Kaluza-Klein tower and bubble nucleation in six dimensional Einstein-Maxwell theory

Abstract: We study the implication of the distance and the cobordism conjecture on the 6-dimensional Einstein-Maxwell theory compactified on $S^2$. In this toy model, the radion potential is stabilized by the conspiracy of the curvature of $S^2$ and the flux through $S^2$ parametrized by $f$, and uplifted by the positive 6-dimensional cosmological constant parametrized by $\lambda$. When $\lambda=0$, the radion is stabilized at the anti-de Sitter (AdS) vacuum, which cannot be interpolated to the Minkowski vacuum since the Kaluza-Klein (KK) tower descends from UV in the vanishing limit of the 4-dimensional cosmological constant. For nonzero $\lambda$ which realizes the metastable de Sitter (dS) vacuum, as well as the AdS and the Minkowski vacuum, such an obstruction can be found provided the combination $f^2\lambda$ is fixed and the limit $\lambda\to 0$ is taken.
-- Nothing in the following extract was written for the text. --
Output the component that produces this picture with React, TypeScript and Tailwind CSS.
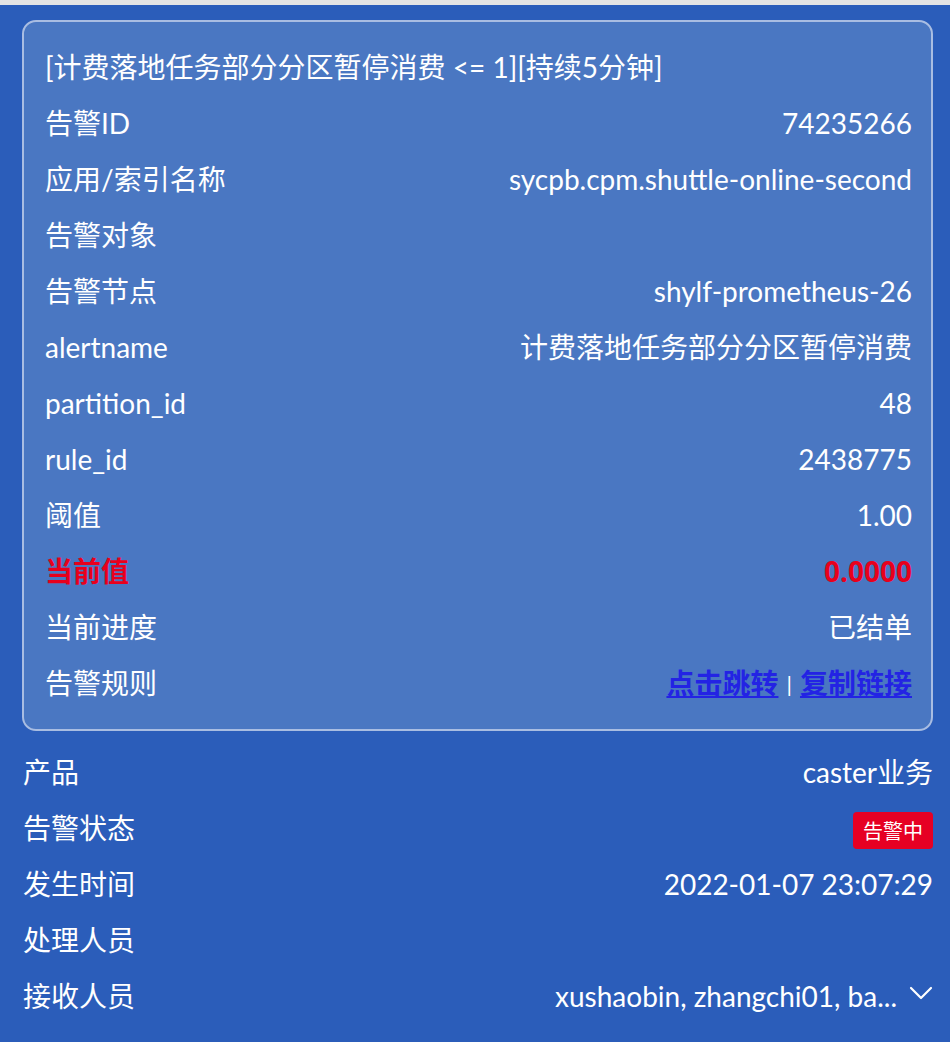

Moreover, the 6-dimensional Einstein-Maxwell theory allows the transition between vacua through the nucleation of the bubble. In this case, the values of the 4-dimensional cosmological constant inside and outside the bubble are different as $f$ is changed at the bubble wall, while $\lambda$ remains unchanged. Regarding the AdS vacuum with the vanishing curvature radius as the `nothing', we find that the transition from the metastable dS vacuum to the nothing is not prevented by the descent of the KK tower since $f^2\lambda$ is not fixed.